Scientific Talent Essential to Powering Singapore’s Sustainability Efforts
Of course, the foundation of innovative, game-changing science lies in having good scientific talent. We need scientists and researchers who not only have deep scientific expertise, but can also educate and communicate science to the general public, and stoke a passion for sustainability in others, especially our youth. If our youth can appreciate the importance of science, technology and sustainability, they will be prepared to face tomorrow’s environmental challenges, and safeguard Singapore’s future.
I am pleased to know that there are scientists and researchers giving their time and expertise to such efforts. Let me name a few.
Dr Poh Hee Joo, a senior scientist at A*STAR’s Institute of High Performance Computing, actively shares knowledge on environmentally-friendly building design with the construction industry, as an adjunct lecturer under the BCA Green Mark professional course. He also helps BCA assess ventilation projects, and applies computational fluid dynamics to achieve greener building designs.

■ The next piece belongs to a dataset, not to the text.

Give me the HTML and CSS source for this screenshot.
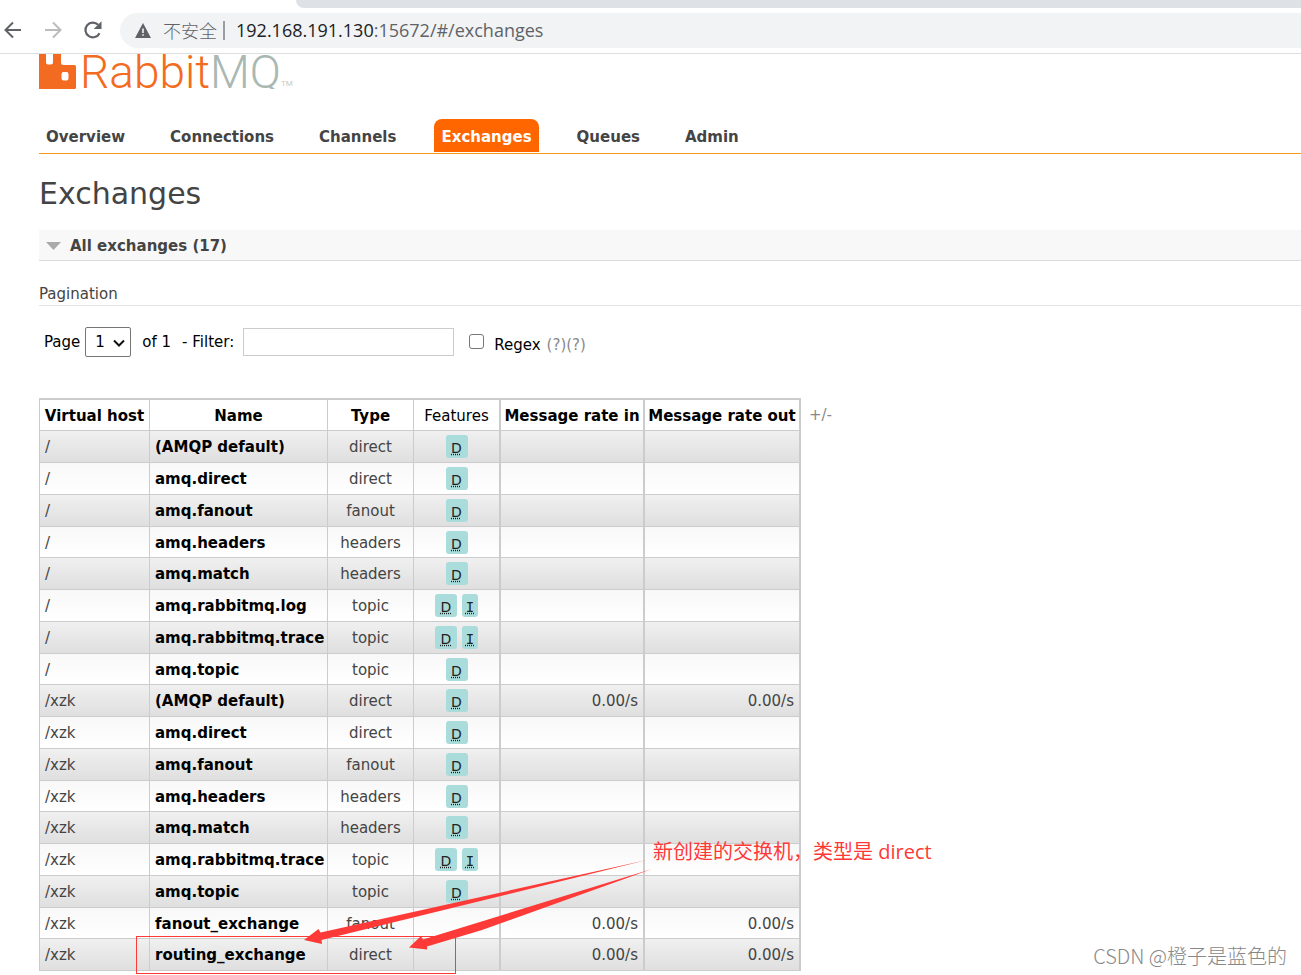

More recently, Dr Poh led a team of researchers and collaborators from HDB to develop a modelling tool to simulate the interaction of environmental conditions with the urban landscape. This tool could help planners and architects design and site new flats to maximise thermal comfort, and create a more conducive living environment. This innovation received an MND Merit Award at the recent Urban Sustainability R&D Congress.
Another outstanding researcher is Dr Goh Chee Keong, a senior manager who spearheads R&D efforts at Republic Polytechnic’s Environmental Technology Centre. Over the past 10 years, Dr Goh has worked with NEA to find ways to treat incineration ash for utilisation in construction and automobiles, by eliminating the risk of toxic heavy metals in the ash leaching into the environment.
Dr Goh and his team have created novel chemicals which prevent toxic heavy metals exposed to water, sunlight and air from polluting the surroundings. They are conducting further studies to ensure these chemicals could be adopted by industry. Dr Goh is also passionate about educating and inspiring the youth to apply science towards sustainability, through his concurrent role as a lecturer in Environmental Science at Republic Polytechnic.
I look forward to meeting the researchers and innovators here today who are doing meaningful scientific work.
Let me conclude. As we move ahead on our journey of sustainable development, we must shift our mindset to embrace a circular economy approach, put science firmly as the foundation of everything we do, and collaborate across sectors and disciplines.
As we pursue science and technology for the betterment of Singapore and the world, I invite the research community and companies to partner with the Government to safeguard our environment for our children and grandchildren.
Thank you, and I wish you all a fruitful forum.